You don't need to be an expert, but you do need to be respectful and actionable.

2. How to participate in a way that gets results

When you want change, write it as a proposal.
Good patterns:

  • "It would be great if [specific change], because [reason]".
  • "Current behavior: X. Expected behavior: Y. Evidence: Z."
  • "Comparison: Original game does [behavior]. TRX does [behavior]."
  • "Minimal reproduction case: [shortest possible steps to trigger issue]."
  • "After reading [documentation page/section], [specific information] remains unclear."
  • "Technical observation: [system/component] appears to ignore [condition/input]."
  • "Tested on: [version], [platform], [configuration]. Issue: [description]."

If you can't describe the change clearly, it's not ready to be requested.

Contributions are evaluated, not adopted automatically. Submitting research, proposals, or patches does not guarantee they will be merged in their current form, or at all. Maintainers may modify, defer, or decline contributions to keep the project aligned with its goals and plans.

3. What we will not engage with

These are exhaustion-generators. They will be moderated quickly.

  • Drive-by bug reports (no steps, no version, no logs, “crashes sometimes”); reports outside bug channels
  • Complaints without a concrete proposal
  • Catastrophizing ("this ruins the game", "this breaks everything") instead of specifics
  • Re-litigating decisions after maintainers say it's decided
  • "Truth voice" posting: presenting personal preference as objective fact
  • Purity tests and vision wars ("real TR is X", "this feels like it drifts from the original vision", etc.)
  • Mislabeling TRX as “just a mod” or otherwise misrepresenting what the project is (TRX is a standalone, reverse engineered, build-from-source engine project).
  • Pressure tactics: guilt, demands, timelines, "you must", "you owe", "everyone agrees", "I think it is very important"

4. Governance

TRX is maintainer-led.

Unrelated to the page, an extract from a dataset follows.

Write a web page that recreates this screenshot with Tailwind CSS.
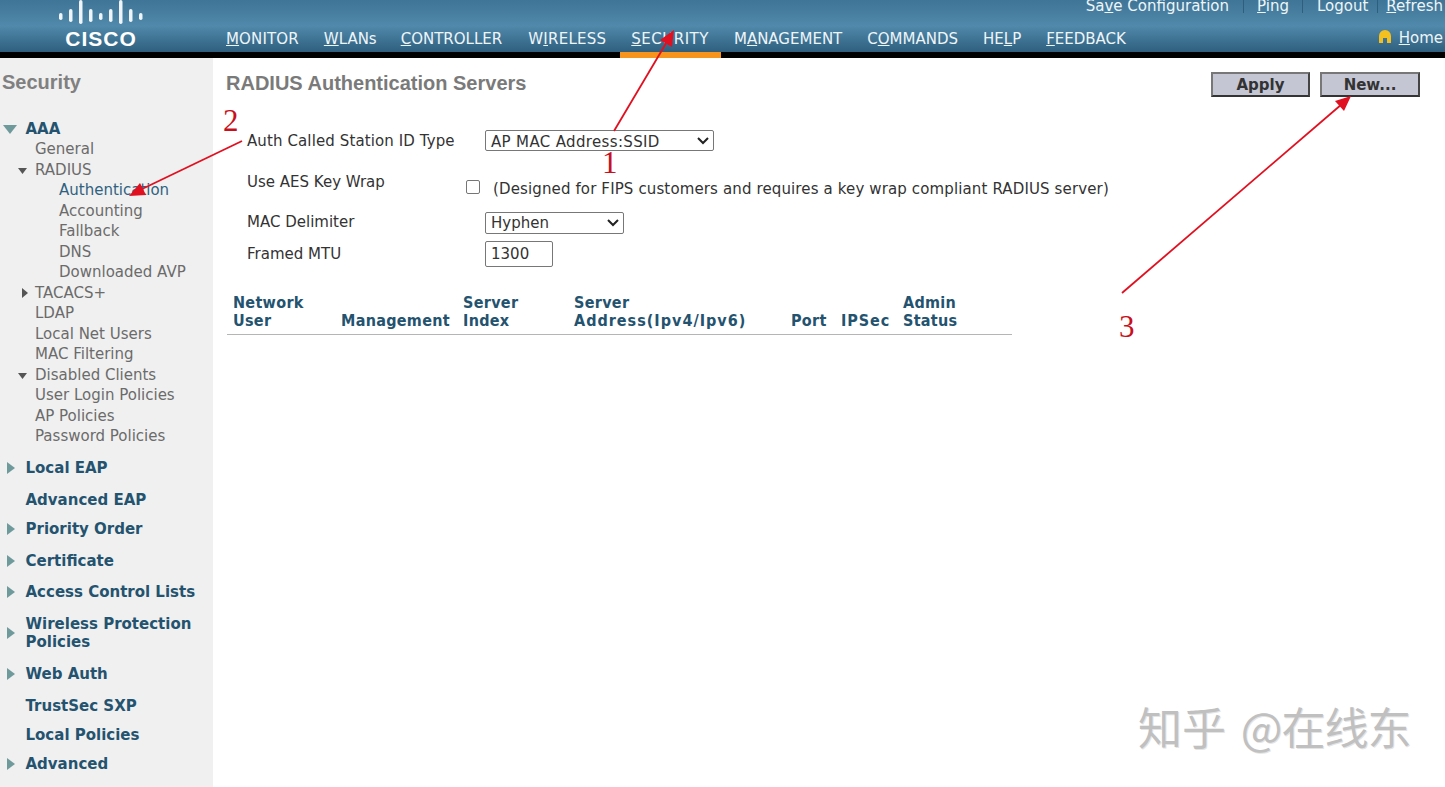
<!DOCTYPE html>
<html lang="en">
<head>
    <meta charset="UTF-8">
    <title>RADIUS Authentication Servers</title>
    <script src="https://cdn.jsdelivr.net/npm/@tailwindcss/browser@4"></script>
</head>
<body class="bg-white font-['DejaVu_Sans',sans-serif] overflow-hidden">
<div class="relative w-[1445px] h-[787px] overflow-hidden">
    <!-- top bar -->
    <header class="h-[58px] border-b-[6px] border-black bg-gradient-to-b from-[#3f7596] via-[#5089ab] to-[#2f5f7e] flex relative text-[#eef5f9]">
        <div class="w-[226px] shrink-0 flex flex-col items-center pr-[24px]">
            <svg width="84" height="24" viewBox="0 0 84 24" fill="#eef4f7">
                <rect x="0" y="13" width="3.500" height="7" rx="1.700"/>
                <rect x="10" y="9" width="3.500" height="13" rx="1.700"/>
                <rect x="20" y="0" width="3.500" height="24" rx="1.700"/>
                <rect x="30" y="9" width="3.500" height="13" rx="1.700"/>
                <rect x="40" y="13" width="3.500" height="7" rx="1.700"/>
                <rect x="50" y="9" width="3.500" height="13" rx="1.700"/>
                <rect x="60" y="0" width="3.500" height="24" rx="1.700"/>
                <rect x="70" y="9" width="3.500" height="13" rx="1.700"/>
                <rect x="80" y="13" width="3.500" height="7" rx="1.700"/>
            </svg>
            <span class="text-[21px] leading-[20px] font-bold tracking-[1px] text-white mt-[5px] font-['Liberation_Sans',sans-serif]">CISCO</span>
        </div>
        <nav class="flex items-end text-[15px] leading-[18px] pb-[4px] flex-1">
            <a class="mr-[25px] tracking-[0.15px]"><u>M</u>ONITOR</a>
            <a class="mr-[24px]"><u>W</u>LANs</a>
            <a class="mr-[26px]"><u>C</u>ONTROLLER</a>
            <a class="mr-[25px] tracking-[0.25px]">W<u>I</u>RELESS</a>
            <a class="mr-[25px] tracking-[0.5px]"><u>S</u>ECURITY</a>
            <a class="mr-[25px]">M<u>A</u>NAGEMENT</a>
            <a class="mr-[25px]">C<u>O</u>MMANDS</a>
            <a class="mr-[25px]">HE<u>L</u>P</a>
            <a><u>F</u>EEDBACK</a>
        </nav>
        <div class="absolute top-[-3px] right-[2px] flex text-[15px] leading-[18px] items-center">
            <a>Sa<u>v</u>e Configuration</a>
            <span class="w-px h-[14px] bg-[#2f5f7e] ml-[14px] mr-[13px]"></span>
            <a><u>P</u>ing</a>
            <span class="w-px h-[14px] bg-[#2f5f7e] ml-[13px] mr-[14px]"></span>
            <a>Logout</a>
            <span class="w-px h-[14px] bg-[#2f5f7e] ml-[9px] mr-[8px]"></span>
            <a><u>R</u>efresh</a>
        </div>
        <div class="absolute top-[29px] right-[2px] flex items-center text-[15px] leading-[18px]">
            <svg width="14" height="15" viewBox="0 0 14 15" class="mr-[7px] mb-[3px]"><path d="M1 14V7a6 6 0 0 1 12 0v7H9V9H5v5z" fill="#f4c020"/></svg>
            <a><u>H</u>ome</a>
        </div>
        <!-- active tab marker -->
        <div class="absolute left-[620px] top-[52px] w-[101px] h-[6px] bg-[#f7941d]"></div>
    </header>

    <div class="flex h-[729px]">
        <!-- left menu -->
        <aside class="w-[213px] shrink-0 bg-[#f0f0f0] text-[15px] leading-[20.5px] text-[#6b6b6b]">
            <h2 class="font-['Liberation_Sans',sans-serif] font-bold text-[20px] leading-[24px] text-[#808080] pl-[2px] mt-[12px] mb-[24px]">Security</h2>
            <div class="pl-[25.5px] font-bold text-[#24536f] relative h-[21.4px] leading-[22px]">
                <svg class="absolute left-[3px] top-[7px]" width="14" height="9" viewBox="0 0 14 9"><path d="M0 0h14L7 9z" fill="#6f9a9c"/></svg>AAA
            </div>
            <div class="pl-[35px]">General</div>
            <div class="pl-[35px] relative">
                <svg class="absolute left-[18px] top-[8px]" width="9" height="6" viewBox="0 0 9 6"><path d="M0 0h9L4.500 6z" fill="#555"/></svg>RADIUS
            </div>
            <div class="pl-[59px] text-[#2f6280]">Authentication</div>
            <div class="pl-[59px]">Accounting</div>
            <div class="pl-[59px]">Fallback</div>
            <div class="pl-[59px]">DNS</div>
            <div class="pl-[59px]">Downloaded AVP</div>
            <div class="pl-[35px] relative">
                <svg class="absolute left-[22px] top-[5px]" width="6" height="10" viewBox="0 0 6 10"><path d="M0 0l6 5-6 5z" fill="#555"/></svg>TACACS+
            </div>
            <div class="pl-[35px]">LDAP</div>
            <div class="pl-[35px]">Local Net Users</div>
            <div class="pl-[35px]">MAC Filtering</div>
            <div class="pl-[35px] relative">
                <svg class="absolute left-[18px] top-[8px]" width="9" height="6" viewBox="0 0 9 6"><path d="M0 0h9L4.500 6z" fill="#555"/></svg>Disabled Clients
            </div>
            <div class="pl-[35px]">User Login Policies</div>
            <div class="pl-[35px]">AP Policies</div>
            <div class="pl-[35px]">Password Policies</div>

            <div class="font-bold text-[#24536f] leading-[18px]">
                <div class="pl-[25.5px] relative mt-[12px]"><svg class="absolute left-[7px] top-[3px]" width="8" height="12" viewBox="0 0 8 12"><path d="M0 0l8 6-8 6z" fill="#6f9a9c"/></svg>Local EAP</div>
                <div class="pl-[25.5px] mt-[14px]">Advanced EAP</div>
                <div class="pl-[25.5px] relative mt-[11px]"><svg class="absolute left-[7px] top-[3px]" width="8" height="12" viewBox="0 0 8 12"><path d="M0 0l8 6-8 6z" fill="#6f9a9c"/></svg>Priority Order</div>
                <div class="pl-[25.5px] relative mt-[14px]"><svg class="absolute left-[7px] top-[3px]" width="8" height="12" viewBox="0 0 8 12"><path d="M0 0l8 6-8 6z" fill="#6f9a9c"/></svg>Certificate</div>
                <div class="pl-[25.5px] relative mt-[13px]"><svg class="absolute left-[7px] top-[3px]" width="8" height="12" viewBox="0 0 8 12"><path d="M0 0l8 6-8 6z" fill="#6f9a9c"/></svg>Access Control Lists</div>
                <div class="pl-[25.5px] relative mt-[14px]"><svg class="absolute left-[7px] top-[12px]" width="8" height="12" viewBox="0 0 8 12"><path d="M0 0l8 6-8 6z" fill="#6f9a9c"/></svg>Wireless Protection<br>Policies</div>
                <div class="pl-[25.5px] relative mt-[14px]"><svg class="absolute left-[7px] top-[3px]" width="8" height="12" viewBox="0 0 8 12"><path d="M0 0l8 6-8 6z" fill="#6f9a9c"/></svg>Web Auth</div>
                <div class="pl-[25.5px] mt-[14px]">TrustSec SXP</div>
                <div class="pl-[25.5px] mt-[11px]">Local Policies</div>
                <div class="pl-[25.5px] relative mt-[11px]"><svg class="absolute left-[7px] top-[3px]" width="8" height="12" viewBox="0 0 8 12"><path d="M0 0l8 6-8 6z" fill="#6f9a9c"/></svg>Advanced</div>
            </div>
        </aside>

        <!-- content -->
        <main class="flex-1 pl-[13px] relative">
            <div class="flex justify-between items-start pt-[13px] pr-[25px]">
                <h1 class="font-['Liberation_Sans',sans-serif] font-bold text-[20px] leading-[24px] text-[#7a7a7a]">RADIUS Authentication Servers</h1>
                <div class="flex gap-[10px] mt-[1px]">
                    <button class="w-[99px] h-[25px] pt-[1px] bg-[#c4c6d3] border-2 border-t-[#777] border-l-[#777] border-r-[#444] border-b-[#333] font-bold text-[15px] leading-[20px] text-[#333]">Apply</button>
                    <button class="w-[100px] h-[25px] pt-[1px] bg-[#c4c6d3] border-2 border-t-[#777] border-l-[#777] border-r-[#444] border-b-[#333] font-bold text-[15px] leading-[20px] text-[#333]">New...</button>
                </div>
            </div>

            <div class="text-[15px] leading-[18px] text-[#333] pl-[21px]">
                <div class="flex items-center mt-[33px] h-[21px]">
                    <label class="w-[238px] tracking-[0.11px]">Auth Called Station ID Type</label>
                    <div class="w-[229px] h-[21px] border border-[#777] rounded-[2px] flex items-center justify-between pl-[5px] pr-[3px]">
                        <span class="tracking-[0.35px] pt-[2px]">AP MAC Address:SSID</span>
                        <svg width="14" height="8" viewBox="0 0 14 8" fill="none" stroke="#222" stroke-width="2"><path d="M2 1l5 5 5-5"/></svg>
                    </div>
                </div>
                <div class="flex mt-[22px]">
                    <label class="w-[219px] leading-[18px]">Use AES Key Wrap</label>
                    <div class="w-[14px] h-[14px] mt-[7px] border border-[#767676] rounded-[2px] bg-white shrink-0"></div>
                    <span class="ml-[13px] mt-[7px] whitespace-nowrap tracking-[0.13px]">(Designed for FIPS customers and requires a key wrap compliant RADIUS server)</span>
                </div>
                <div class="flex items-center mt-[14px] h-[22px]">
                    <label class="w-[238px] mb-[2px]">MAC Delimiter</label>
                    <div class="w-[139px] h-[22px] border border-[#777] rounded-[2px] flex items-center justify-between pl-[5px] pr-[3px]">
                        <span>Hyphen</span>
                        <svg width="14" height="8" viewBox="0 0 14 8" fill="none" stroke="#222" stroke-width="2"><path d="M2 1l5 5 5-5"/></svg>
                    </div>
                </div>
                <div class="flex items-center mt-[7px] h-[26px]">
                    <label class="w-[238px]">Framed MTU</label>
                    <div class="w-[68px] h-[26px] border border-[#777] rounded-[2px] flex items-center pl-[5px]">1300</div>
                </div>
            </div>

            <table class="mt-[27px] ml-[1px] w-[785px] table-fixed border-separate border-spacing-0 text-[16px] leading-[18px] tracking-[0.3px] font-bold text-[#24536f] font-['DejaVu_Sans_Condensed','DejaVu_Sans',sans-serif] [font-stretch:condensed]">
                <thead>
                    <tr class="align-bottom text-left">
                        <th class="w-[107px] pl-[6px] pb-[4px] border-b border-[#b5b5b5]">Network<br>User</th>
                        <th class="w-[123px] pl-[7px] pb-[4px] border-b border-[#b5b5b5]">Management</th>
                        <th class="w-[97px] pl-[6px] pb-[4px] border-b border-[#b5b5b5]">Server<br>Index</th>
                        <th class="w-[14px] border-b border-[#b5b5b5]"></th>
                        <th class="w-[218px] pl-[6px] pb-[4px] border-b border-[#b5b5b5]">Server<br><span class="tracking-[1px]">Address(Ipv4/Ipv6)</span></th>
                        <th class="w-[49px] pl-[5px] pb-[4px] border-b border-[#b5b5b5]">Port</th>
                        <th class="w-[62px] pl-[6px] pb-[4px] border-b border-[#b5b5b5] tracking-[0.9px]">IPSec</th>
                        <th class="w-[100px] pl-[6px] pb-[4px] border-b border-[#b5b5b5]">Admin<br>Status</th>
                        <th class="border-b border-[#b5b5b5]"></th>
                    </tr>
                </thead>
            </table>
        </main>
    </div>

    <!-- annotations drawn over the screenshot -->
    <svg class="absolute inset-0 pointer-events-none" width="1445" height="787" viewBox="0 0 1445 787">
        <g stroke="#e01020" stroke-width="1.800" fill="#e01020">
            <line x1="614" y1="131" x2="668" y2="40"/>
            <path d="M674 30l-2 17-12-7z" stroke="none"/>
            <line x1="242" y1="141" x2="140" y2="190"/>
            <path d="M129 196l11-13 6 12z" stroke="none"/>
            <line x1="1122" y1="293" x2="1342" y2="104"/>
            <path d="M1351 96l-7 15-9-10z" stroke="none"/>
        </g>
    </svg>
    <span class="absolute left-[602px] top-[149px] text-[31px] leading-[28px] text-[#c8101c] font-['Liberation_Serif',serif]">1</span>
    <span class="absolute left-[223px] top-[104px] text-[31px] leading-[34px] text-[#c8101c] font-['Liberation_Serif',serif]">2</span>
    <span class="absolute left-[1119px] top-[310px] text-[31px] leading-[34px] text-[#c8101c] font-['Liberation_Serif',serif]">3</span>
    <span class="absolute left-[1138px] top-[701px] text-[44px] leading-[50px] text-[#c0c0c0] font-['Noto_Sans_CJK_SC',sans-serif] [text-shadow:1px_1px_0_#e4e4e4] [word-spacing:5px] whitespace-nowrap">知乎 <span class="tracking-[-1px]">@在线东</span></span>
</div>
</body>
</html>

Maintainers have final say on:

  • Project vision and scope
  • Features and defaults
  • UI/UX and discoverability
  • What gets accepted, declined, closed, or locked

You're welcome to suggest. Maintainers decide. If a decision is made, continuing to argue it is not "discussion", it's drain.

5. Moderation

To protect the project, maintainers may:

  • Ask for a proposal format
  • Close issues that aren't actionable
  • Lock threads that turn circular or hostile
  • Remove disruptive participants from project spaces

We don't want to do this. We will do this.

6. Basic respect

Instant hard no:

  • Harassment or personal attacks
  • Discrimination
  • Threats or intimidation

7. If you disagree

Totally fine. Choose a productive path:

  • Propose an alternative clearly
  • Adjust settings to your taste
  • Contribute a patch
  • Fork the project
  • Go play the OGs, Remasters, or something else altogether

What's not fine is trying to force agreement through volume, repetition, or hostility.

Closing

Push hard enough against the current, and even the river will stop trying to pull you along.

When you consistently create friction rather than progress, you will lose your seat at the table. We're building something we care about, and we want the community (and ourselves) to feel good to be in.